La déclaration d'un représentant tokyoïte de l'industrie européenne de l'aéronautique et de l'armement reprise par le Figaro symbolise bien l'espoir qui nait pour cet énorme marché. Il faut dire que la révolution politique actuellement en marche dans le pays est quasiment inédite (en 1993 l'opposition l'avait déjà remporté mais n'était pas aussi bien organisée qu'elle ne l'est aujourd'hui) et ouvre des portes aux Européens. Les lobbyistes ne semblent pas s'être trompés car depuis que Yukio Hatoyama, porte drapeau de la gauche, a propulsé son parti vers l'alternance politique les rencontres se multiplient entre les hiérarques du PDJ et les Européens.
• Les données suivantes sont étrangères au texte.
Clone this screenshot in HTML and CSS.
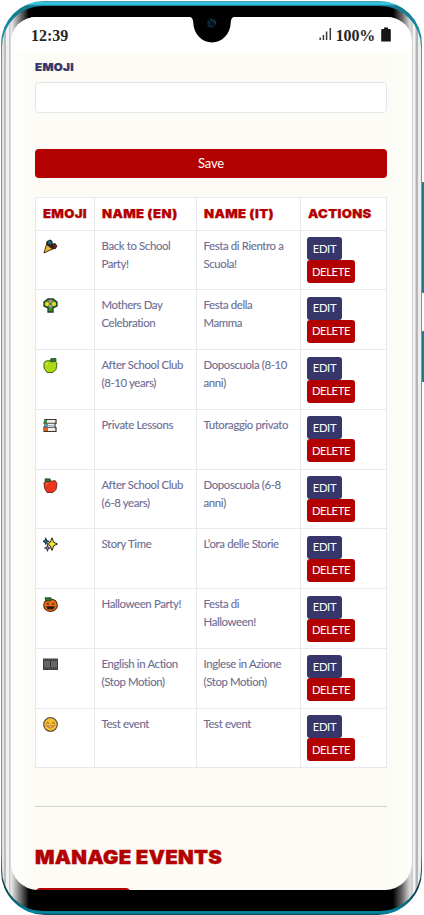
FILE: index.html
```html
<!DOCTYPE html>
<html lang="en">
<head>
<meta charset="utf-8">
<title>Manage Events</title>
<link rel="stylesheet" href="styles.css">
</head>
<body>
<div class="phone">
  <i class="side-key volume"></i><i class="side-key power"></i>
  <div class="shell"><div class="frame">
    <div class="screen">
      <header class="status">
        <span class="clock">12:39</span>
        <span class="indicators">
          <svg class="signal" width="13" height="14" viewBox="0 0 13 14"><path d="M1.2 13v-2.5M4.4 13V8M7.6 13V4.500M11.300 13V1" stroke="#3a3a3a" stroke-width="1.5"/></svg>
          <span class="percent">100%</span>
          <svg class="battery" width="10" height="15" viewBox="0 0 10 15"><path d="M3 .5h4v1.500h1.500q1.300 0 1.300 1.300V14.500H.2V3.300Q.2 2 1.500 2H3z" fill="#161616"/></svg>
        </span>
      </header>
      <main class="content">
        <label class="label" for="emoji"><span class="wide">EMOJI</span></label>
        <input class="field" id="emoji">
        <button class="save">Save</button>
        <div class="table">
          <div class="cell th"><span class="wide">EMOJI</span></div><div class="cell th"><span class="wide">NAME (EN)</span></div><div class="cell th"><span class="wide">NAME (IT)</span></div><div class="cell th"><span class="wide">ACTIONS</span></div>

          <div class="cell"><svg class="emoji" viewBox="0 0 15 15"><path d="M3 4l1-2 3-1.500L9.500 2v2.500L12 4l2.500 3-2 3-5 .5-4-3z" fill="#222"/><path d="M4.500 3L7 1.500 8.500 3 8 5.500 5.500 5z" fill="#216b83"/><path d="M9 6.500l3-1.500 2 2-2 2.200z" fill="#722014"/><path d="M3.500 5.500L9.500 10 1 14z" fill="#efb431" stroke="#443414"/></svg></div>
          <div class="cell text">Back to School<br>Party!</div><div class="cell text">Festa di Rientro a<br>Scuola!</div>
          <div class="cell actions"><button class="edit">EDIT</button><button class="delete">DELETE</button></div>

          <div class="cell"><svg class="emoji" viewBox="0 0 15 15"><path d="M5 1h5l4 3v4l-4 2v4H5v-4L1 8V4z" fill="#37943b" stroke="#203b20" stroke-width="1.300"/><circle cx="4" cy="6" r="2" fill="#f3df20"/><circle cx="11" cy="6" r="2" fill="#f3df20"/><circle cx="7.500" cy="3.300" r="1.700" fill="#e477a4"/><circle cx="7.500" cy="8" r="1.600" fill="#e477a4"/></svg></div>
          <div class="cell text">Mothers Day<br>Celebration</div><div class="cell text">Festa della<br>Mamma</div>
          <div class="cell actions"><button class="edit">EDIT</button><button class="delete">DELETE</button></div>

          <div class="cell"><svg class="emoji" viewBox="0 0 15 15"><path d="M2 3.500l3-1 3 1 4-1 2 3-1 6-3 3H4L1 10V5z" fill="#aadb12" stroke="#47651c"/><path d="M7 3l1-2.500h5V3L9 4z" fill="#267b2b" stroke="#22401c" stroke-width=".7"/><path d="M3 5.500l2-.7-1.500 3z" fill="#dcf36c"/></svg></div>
          <div class="cell text">After School Club<br>(8-10 years)</div><div class="cell text">Doposcuola (8-10<br>anni)</div>
          <div class="cell actions"><button class="edit">EDIT</button><button class="delete">DELETE</button></div>

          <div class="cell"><svg class="emoji" viewBox="0 0 15 15"><path d="M2 1.500h11v4h-1v4h1v4H1V9h1V5H1z" fill="#eee" stroke="#3c3429" stroke-width="1.200"/><path d="M1 2h3v3H1z" fill="#3e9044"/><path d="M2 6h3v3H2z" fill="#4b9dc2"/><path d="M1 10h4v3H1z" fill="#e75b20"/><path d="M2 5.300h11M2 9.300h11" stroke="#594d3b"/><path d="M5 7.500h7" stroke="#88bdd1"/></svg></div>
          <div class="cell text">Private Lessons</div><div class="cell text">Tutoraggio privato</div>
          <div class="cell actions"><button class="edit">EDIT</button><button class="delete">DELETE</button></div>

          <div class="cell"><svg class="emoji" viewBox="0 0 15 15"><path d="M2 3.500l3-1 3 1 4-1 2 3-1 6-3 3H4L1.500 10 1 5z" fill="#ee341b" stroke="#733029"/><path d="M2 .8h5L8 3 4 4 2 3z" fill="#287b2b" stroke="#203c1c" stroke-width=".7"/><path d="M3 5.500l2-.7-1.500 3z" fill="#ff7755"/></svg></div>
          <div class="cell text">After School Club<br>(6-8 years)</div><div class="cell text">Doposcuola (6-8<br>anni)</div>
          <div class="cell actions"><button class="edit">EDIT</button><button class="delete">DELETE</button></div>

          <div class="cell"><svg class="emoji" viewBox="0 0 15 15"><path d="M2.800 1.500l.9 2 2 .8-2 .9-.9 2-.8-2-2-.9 2-.8z" fill="#2988a8" stroke="#153642" stroke-width="1.100"/><path d="M4.500 8.500l.8 1.700 1.700.8-1.700.8-.8 1.900-.8-1.900L2 11l1.700-.8z" fill="#c485b0" stroke="#47354b" stroke-width="1.100"/><path d="M9 .8l1.700 4.500L14.500 7l-3.800 1.700L9 13.500 7.300 8.700 4 7l3.300-1.700z" fill="#f7e52b" stroke="#292716"/></svg></div>
          <div class="cell text">Story Time</div><div class="cell text">L’ora delle Storie</div>
          <div class="cell actions"><button class="edit">EDIT</button><button class="delete">DELETE</button></div>

          <div class="cell"><svg class="emoji" viewBox="0 0 15 15"><ellipse cx="7.500" cy="8.200" rx="6.800" ry="6.200" fill="#ee6b12" stroke="#57301a" stroke-width="1.200"/><path d="M2 .8h6v3H3z" fill="#258130" stroke="#1b351a" stroke-width=".8"/><path d="M3.500 7.500L5 5.500l1.200 2zM8.800 7.500L10 5.500l1.500 2zM3 9l2 .6 1-.6 1.500.6L9 9l1 .6L12 9l-1.500 3-1.500.5-1.500-.6-1.500.6-1.500-.5z" fill="#231815"/></svg></div>
          <div class="cell text">Halloween Party!</div><div class="cell text">Festa di<br>Halloween!</div>
          <div class="cell actions"><button class="edit">EDIT</button><button class="delete">DELETE</button></div>

          <div class="cell"><svg class="emoji" viewBox="0 0 15 15"><path d="M0 1.500h15v11.500H0z" fill="#3d3d3d"/><path d="M1 4h13v6.500H1z" fill="#666"/><path d="M7.500 4v6.500" stroke="#333"/><path d="M1 2.800h13M1 11.800h13" stroke="#666" stroke-dasharray="1 1"/></svg></div>
          <div class="cell text">English in Action<br>(Stop Motion)</div><div class="cell text">Inglese in Azione<br>(Stop Motion)</div>
          <div class="cell actions"><button class="edit">EDIT</button><button class="delete">DELETE</button></div>

          <div class="cell"><svg class="emoji" viewBox="0 0 15 15"><circle cx="7.500" cy="7.500" r="6.800" fill="#fbc02e" stroke="#655b43" stroke-width="1.300"/><path d="M3.300 6.500q1.400-2 2.800 0M8.900 6.500q1.400-2 2.800 0" fill="none" stroke="#694522" stroke-width=".9"/><path d="M4.300 9h6.400q-3.200 4-6.400 0z" fill="#fff0cb" stroke="#9c4a20" stroke-width=".8"/><path d="M2.500 8.500h2M10.500 8.500h2" stroke="#f37a32" stroke-width="1.500"/></svg></div>
          <div class="cell text">Test event</div><div class="cell text">Test event</div>
          <div class="cell actions"><button class="edit">EDIT</button><button class="delete">DELETE</button></div>
        </div>
        <hr class="rule">
        <h2 class="title"><span class="wide">MANAGE EVENTS</span></h2>
        <div class="next-button"></div>
      </main>
    </div>
  </div></div>
  <svg class="notch" width="52" height="30" viewBox="0 0 52 30"><path d="M0 0h52v3.500h-1.500c-4 0-5.500 2-5.700 6C44.300 21 36 29.500 26 29.500S7.700 21 7.200 9.500C7 5.500 5.500 3.500 1.500 3.500H0z" fill="#000"/><circle cx="25.500" cy="10" r="5" fill="#07131b"/><path d="M22 8l2 3M24 6l5 4M22 12l4 2M28 7l2 4" stroke="#15475b" stroke-width="1"/></svg>
</div>
</body>
</html>
```
FILE: styles.css
```css
* { box-sizing: border-box; }
html, body { margin: 0; width: 424px; height: 915px; overflow: hidden; background: #fff; }
button, input { margin: 0; padding: 0; border: 0; font: inherit; }
.phone { position: relative; width: 424px; height: 915px; padding: 1px 2px 0 1px; }
.shell {
  position: relative; height: 914px; padding: 5px 1px 4px; border-radius: 43px 43px 44px 44px;
  background: linear-gradient(#687d82 0, #22bfdb 1px, #42cbe3 3px, #12798f 5px, #168ba5 30px, #829197 60px, #829197 850px, #00333f 885px, #06849e 912px, #123d47 914px);
}
.frame {
  height: 905px; padding: 11px 9px 20px; border-radius: 41px;
  background: linear-gradient(90deg, #e2e2e2 0 2px, #bfbfbf 2px 4px, #f1f1f1 4px 6.5px, #c9c9c9 7px 8px, #eee 9px, #777 18px, #000 27px, #000 391px, #666 400px, #ddd 408px, #d0d0d0 409px 411px, #f4f4f4 411px 413px, #b5b5b5 414px 416px, #eee 416.5px 419px);
}
.screen { height: 873px; overflow: hidden; border-radius: 25px 25px 27px 27px; background: linear-gradient(90deg, #fff, #fcfbf5 22px, #fcfbf5 379px, #fefefa); }
.side-key { position: absolute; left: 421px; width: 3px; border-radius: 2px 0 0 2px; background: #24788a; }
.volume { top: 182px; height: 111px; }
.power { top: 331px; height: 51px; }
.notch { position: absolute; left: 186px; top: 13px; }
.status { display: flex; justify-content: space-between; height: 35px; padding: 10px 21px 0 20px; background: #fff; font: bold 16px/17px "Liberation Serif", serif; color: #252525; }
.indicators { display: flex; gap: 4px; }
.percent { letter-spacing: -.2px; }
.battery { margin-left: 2px; }
.content { padding: 9px 25px 0 24px; color: #6c6c91; font: 11.4px/18px Lato, sans-serif; }
.wide { display: inline-block; transform-origin: 0 50%; }
.label { display: block; height: 21px; color: #37366b; font: 900 10.5px/14px Inter, sans-serif; letter-spacing: .3px; -webkit-text-stroke: .2px #37366b; }
.label .wide { transform: scaleX(1.1); }
.field { display: block; width: 352px; height: 31px; border: 1px solid #e3e6e8; border-radius: 4px; background: #fff; }
.save { display: block; width: 352px; height: 29px; margin-top: 36px; padding-bottom: 1px; border-radius: 4px; background: #b30000; color: #fff; font-size: 13px; letter-spacing: -.2px; }
.table { display: grid; grid-template-columns: 59px 102px 104px 87px; grid-template-rows: 32.5px repeat(9, 59.75px); width: 352px; height: 571px; margin-top: 19px; border-right: 1px solid #e5e8eb; border-bottom: 1px solid #e5e8eb; background: #fff; }
.cell { padding: 6px 0 0 6.500px; border: solid #e6e9ed; border-width: 1px 0 0 1.5px; }
.th { padding-top: 7px; color: #b30000; font: 900 12.2px/17px Inter, sans-serif; letter-spacing: .3px; white-space: nowrap; -webkit-text-stroke: .25px #b30000; }
.th .wide { transform: scaleX(1.075); }
.text { letter-spacing: -.37px; white-space: nowrap; -webkit-text-stroke: .1px #6c6c91; }
.emoji { display: block; width: 15px; height: 15px; margin: 2px 0 0 .5px; }
.actions { display: flex; flex-direction: column; align-items: flex-start; padding: 6.5px 0 0 6px; }
.edit, .delete { height: 23px; border-radius: 3px; color: #fff; font-size: 11.2px; letter-spacing: -.35px; }
.edit { width: 35px; background: #37366b; }
.delete { width: 48px; background: #b30000; }
.rule { height: 1px; margin: 38px 0 0; border: 0; background: #d3d3cf; }
.title { margin: 39px 0 0; height: 22px; color: #b30000; font: 900 18.5px/22px Inter, sans-serif; letter-spacing: .3px; white-space: nowrap; -webkit-text-stroke: .4px #b30000; }
.title .wide { transform: scaleX(1.102); }
.next-button { width: 94px; height: 30px; margin: 20px 0 0 1px; border-radius: 4px; background: #b30000; }
```
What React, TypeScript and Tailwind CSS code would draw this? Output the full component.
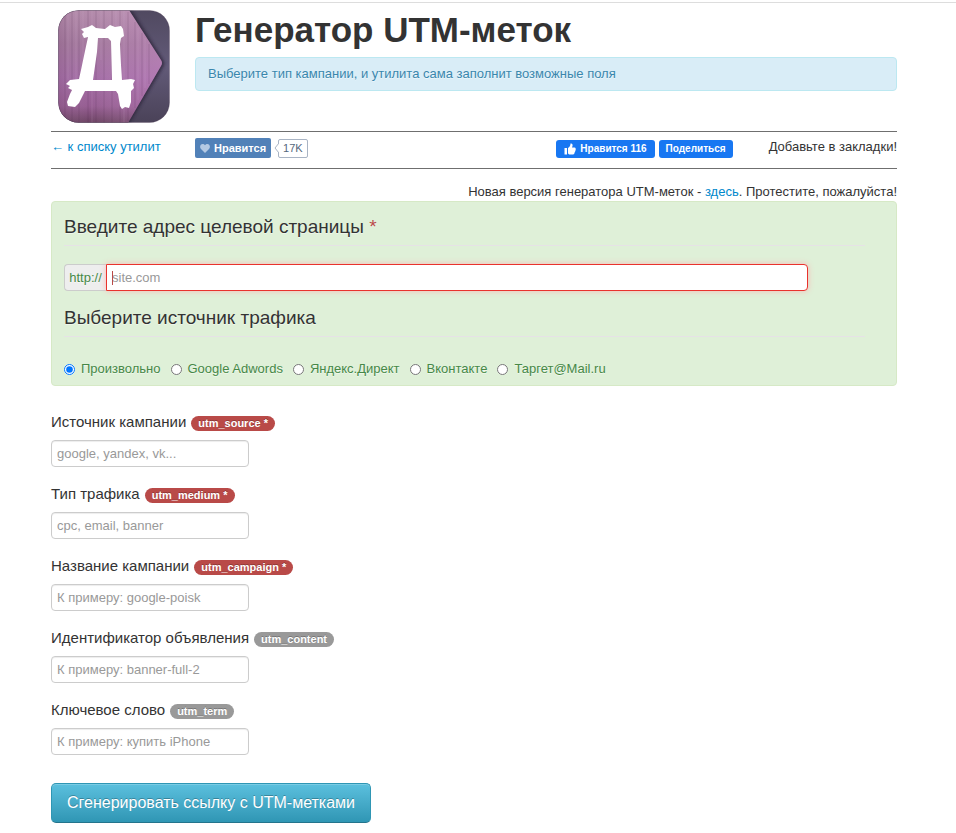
import React from "react";

type Field = {
  id: string;
  label: string;
  placeholder: string;
  required: boolean;
};

const fields: Field[] = [
  { id: "utm_source", label: "Источник кампании", placeholder: "google, yandex, vk...", required: true },
  { id: "utm_medium", label: "Тип трафика", placeholder: "cpc, email, banner", required: true },
  { id: "utm_campaign", label: "Название кампании", placeholder: "К примеру: google-poisk", required: true },
  { id: "utm_content", label: "Идентификатор объявления", placeholder: "К примеру: banner-full-2", required: false },
  { id: "utm_term", label: "Ключевое слово", placeholder: "К примеру: купить iPhone", required: false },
];

const sources = ["Произвольно", "Google Adwords", "Яндекс.Директ", "Вконтакте", "Таргет@Mail.ru"];

function Logo() {
  return (
    <svg viewBox="0 0 112 113" className="h-[113px] w-28" role="img" aria-label="Логотип">
      <defs>
        <linearGradient id="wood" x1="0" y1="0" x2="0" y2="1">
          <stop offset="0" stopColor="#b48bab" />
          <stop offset="0.3" stopColor="#a3779d" />
          <stop offset="0.6" stopColor="#a36ca5" />
          <stop offset="0.85" stopColor="#965d92" />
          <stop offset="1" stopColor="#6b4262" />
        </linearGradient>
        <linearGradient id="slate" x1="0" y1="0" x2="0" y2="1">
          <stop offset="0" stopColor="#504960" />
          <stop offset="0.5" stopColor="#625a78" />
          <stop offset="1" stopColor="#4a4258" />
        </linearGradient>
        <linearGradient id="shine" x1="0" y1="0" x2="1" y2="0">
          <stop offset="0" stopColor="#5b2f52" stopOpacity="0.15" />
          <stop offset="0.3" stopColor="#fff" stopOpacity="0" />
          <stop offset="0.7" stopColor="#e0a8e0" stopOpacity="0.15" />
          <stop offset="1" stopColor="#d79ad7" stopOpacity="0.3" />
        </linearGradient>
        <clipPath id="tile">
          <rect x="0.5" y="0.5" width="111" height="112" rx="20" />
        </clipPath>
        <filter id="edge" x="-20%" y="-20%" width="140%" height="140%">
          <feGaussianBlur stdDeviation="1.5" />
        </filter>
      </defs>
      <g clipPath="url(#tile)">
        <rect width="112" height="113" fill="url(#slate)" />
        <path d="M0 0H74L106 51q1 3 0 5L72 113H0Z" fill="#2b2338" opacity="0.7" filter="url(#edge)" />
        <path d="M0 0H71L103 50q2 3 0 6L70 113H0Z" fill="url(#wood)" />
        <path d="M0 0H71L103 50q2 3 0 6L70 113H0Z" fill="url(#shine)" />
        <path
          d="M7 0V113M14 0V113M21 0V113M30 0V113M38 0V113M46 0V113M54 0V113M62 0V113M70 2V111M77 12V98M84 23V86M91 34V74"
          stroke="#4f2848"
          strokeWidth="0.8"
          opacity="0.22"
        />
        <path
          d="M10 0V70M18 0V90M25 0V60M34 0V113M43 0V50M58 0V80M66 0V113M80 18V90M87 28V78"
          stroke="#d9b1d2"
          strokeWidth="0.9"
          opacity="0.2"
        />
        <path
          fill="#fff"
          fillRule="evenodd"
          d="M23 19L30 17L34 15L38 18L47 19L52 15L57 17L63 16L65 19L66 26L63 28L62 34L63 55L64 70L73 69L77 70L75 74L76 78L73 81L73 92L71 98L67 97L64 99L62 96L60 84L58 81H27L25 85L21 93L17 97L10 96L9 92L12 84L14 80L10 78L12 76L8 74L12 70L21 69L23 60L27 41L30 27L26 28L24 24L26 22ZM40 28L39 42L35 70H54L53 31L50 28Z"
        />
      </g>
      <rect x="0.5" y="0.5" width="111" height="112" rx="20" fill="none" stroke="#4a3550" strokeOpacity="0.25" />
    </svg>
  );
}

function Header() {
  return (
    <header className="flex pt-[7px] pl-[7px]">
      <div className="w-[137px] shrink-0">
        <Logo />
      </div>
      <div className="min-w-0 flex-1">
        <h1 className="text-[35px] leading-10 font-bold">Генератор UTM-меток</h1>
        <p className="mt-[7px] rounded border border-[#bce8f1] bg-[#d9edf7] px-3 py-[7px] text-[13px] leading-[18px] text-[#3a87ad] [text-shadow:0_1px_0_rgba(255,255,255,0.5)]">
          Выберите тип кампании, и утилита сама заполнит возможные поля
        </p>
      </div>
    </header>
  );
}

function SocialBar() {
  return (
    <nav className="mt-2 flex h-[38px] items-start border-y border-[#6f6f6f] text-[13px] leading-[18px]">
      <a href="#utilities" className="mt-[6px] w-36 shrink-0 text-[#0088cc]">
        ← к списку утилит
      </a>
      <div className="mt-[6px] flex items-center">
        <button type="button" className="flex h-5 items-center gap-1 rounded-[2px] bg-[#5181b8] px-[5px] text-[11px] font-bold text-white">
          <svg viewBox="0 0 10 9" className="h-[9px] w-[10px] fill-[#b4c9e3]" aria-hidden="true">
            <path d="M5 9L1 5C-.8 3 .3 0 2.7 0 3.800 0 4.600.6 5 1.300 5.400.6 6.200 0 7.300 0 9.700 0 10.800 3 9 5Z" />
          </svg>
          Нравится
        </button>
        <svg viewBox="0 0 5 10" className="z-10 -mr-px ml-[3px] h-[10px] w-[5px]" aria-hidden="true">
          <path d="M5 0L1 5L5 10" fill="#fff" stroke="#a9b4c4" />
        </svg>
        <span className="flex h-[19px] items-center rounded-[2px] border border-[#a9b4c4] px-1 text-[11px] text-[#55677d]">17K</span>
      </div>
      <div className="mt-2 ml-auto flex gap-1 text-[10px] font-bold text-white">
        <button type="button" className="flex h-[18px] items-center gap-1 rounded-[3px] bg-[#1877f2] px-2">
          <svg viewBox="0 0 24 24" className="h-3 w-3 fill-white" aria-hidden="true">
            <path d="M1 10h5v13H1zM8 10c3-2 5-5 5-9 3-1 5 2 4 5l-1 3h5c2 0 3 2 2 3 1 1 1 3-1 4 1 1 0 3-1 3 0 2-1 4-3 4h-6c-2 0-3-1-4-2z" />
          </svg>
          Нравится 116
        </button>
        <button type="button" className="flex h-[18px] items-center rounded-[3px] bg-[#1877f2] px-[7px]">
          Поделиться
        </button>
      </div>
      <span className="mt-[6px] ml-9">Добавьте в закладки!</span>
    </nav>
  );
}

function TargetPanel() {
  return (
    <section className="rounded border border-[#d6e9c6] bg-[#dff0d8] px-3 pt-[6px] pb-[7px] text-[13px] text-[#468847] [text-shadow:0_1px_0_rgba(255,255,255,0.5)]">
      <div className="mr-[19px]">
        <label htmlFor="url" className="block h-[38px] border-b border-[#e6e2e6] text-[19px] leading-[37px] text-[#333]">
          Введите адрес целевой страницы <span className="text-[#b94a48]">*</span>
        </label>
      </div>
      <div className="mt-[18px] flex h-[27px] w-[744px] max-w-full">
        <span className="flex w-[42px] items-center justify-center rounded-l border border-r-0 border-[#ccc] bg-[#eee]">http://</span>
        <div className="relative flex min-w-0 flex-1">
          <input
            id="url"
            type="text"
            autoFocus
            placeholder="site.com"
            className="peer min-w-0 flex-1 rounded-r border border-[#e9322d] bg-white px-[5px] text-[#b94a48] caret-transparent shadow-[0_0_6px_#f8b9b7] outline-none placeholder:text-[#999]"
          />
          <span aria-hidden="true" className="absolute top-[7px] left-[6px] hidden h-[14px] w-px bg-[#b94a48] peer-placeholder-shown:block" />
        </div>
      </div>
      <fieldset>
        <legend className="w-full pt-2 pr-[19px]">
          <span className="block border-b border-[#e6e2e6] text-[19px] leading-[37px] text-[#333]">Выберите источник трафика</span>
        </legend>
        <div className="mt-[23px] flex flex-wrap gap-x-[10px]">
          {sources.map((name, i) => (
            <label key={name} className="flex items-center gap-[6px] leading-[18px]">
              <input type="radio" name="source" defaultChecked={i === 0} className="m-0 h-[11px] w-[11px]" />
              {name}
            </label>
          ))}
        </div>
      </fieldset>
    </section>
  );
}

function UtmField({ id, label, placeholder, required }: Field) {
  return (
    <div className="flex h-[72px] flex-col items-start">
      <label htmlFor={id} className="flex items-center gap-[5px] text-[15px] leading-[18px]">
        {label}
        <span
          className={
            "mt-[3px] rounded-full px-[7px] text-[11px] leading-[15px] font-bold text-white [text-shadow:0_-1px_0_rgba(0,0,0,0.25)] " +
            (required ? "bg-[#b94a48]" : "bg-[#999]")
          }
        >
          {id}
          {required ? " *" : ""}
        </span>
      </label>
      <input
        id={id}
        type="text"
        placeholder={placeholder}
        className="mt-[9px] h-[27px] w-[198px] rounded border border-[#ccc] bg-white px-[5px] text-[13px] shadow-[inset_0_1px_1px_rgba(0,0,0,0.075)] placeholder:text-[#999]"
      />
    </div>
  );
}

export default function App() {
  return (
    <div className="mt-[2px] border-t border-[#ddd] bg-white font-['Liberation_Sans',Arial,sans-serif] text-[#333]">
      <main className="pr-[59px] pl-[51px]">
        <Header />
        <SocialBar />
        <p className="mt-[14px] text-right text-[13px] leading-[18px]">
          Новая версия генератора UTM-меток -{" "}
          <a href="#new" className="text-[#0088cc]">
            здесь
          </a>
          . Протестите, пожалуйста!
        </p>
        <form onSubmit={(e: React.FormEvent) => e.preventDefault()}>
          <TargetPanel />
          <div className="mt-[27px]">
            {fields.map((f) => (
              <UtmField key={f.id} {...f} />
            ))}
          </div>
          <button
            type="submit"
            className="mt-[10px] h-10 rounded-[5px] border border-[#2f96b4] border-b-[#24748c] bg-linear-to-b from-[#5bc0de] to-[#2f96b4] px-[15px] text-base text-white shadow-[inset_0_1px_0_rgba(255,255,255,0.2)] [text-shadow:0_-1px_0_rgba(0,0,0,0.25)]"
          >
            Сгенерировать ссылку с UTM-метками
          </button>
        </form>
      </main>
    </div>
  );
}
Le marché est à la taille des espoirs qu'il semble porter. C'est l'occasion de revenir sur le désir du Japon de renouveler sa flotte de McDonnell Douglas F-4. Si le pays a fait l'effort de renouveler son intérêt auprès de Washington pour l'achat de F-22 Raptor, la démarche est plutôt sensationnelle. Nous avions déjà parlé des discussions entre Israéliens et Américains pour la vente éventuelle de ce chasseur encore interdit à l'export, un fait qui aura surement agacé l'allié japonais. Si d'habitude les compétiteurs doivent redoubler d'efforts pour convaincre un pays d'acheter son avion plutôt qu'un autre, ici la situation est inversée. Un rapport de force que pourront surement exploiter les Européens pour vendre leur matériel de dernière technologie. Ceci d'autant plus que le Japon veut aujourd'hui se doter de sa propre industrie aéronautique. L'exemple le plus récent dans le domaine semble être l'émergence du Mitsubishi Regional Jet dont nous vous parlions auparavant. Or les Européens et notamment les Français se sont récemment montrés plus ouverts que les Américains concernant les échanges de technologies et de savoir-faire. Elément déterminant pour le contrat du renouvellement de la flotte de combat brésilienne, cette expérience, si elle pouvait se concrétiser, jouerait encore un peu plus favorablement pour l'industrie européenne. L'alternative des Japonais vis-à-vis du F-22 reste cependant les F-35 JSF mais rien ne semble encore joué. Ceci d'autant plus que des discussions seraient maintenant en cours pour l'achat d'Eurofighters.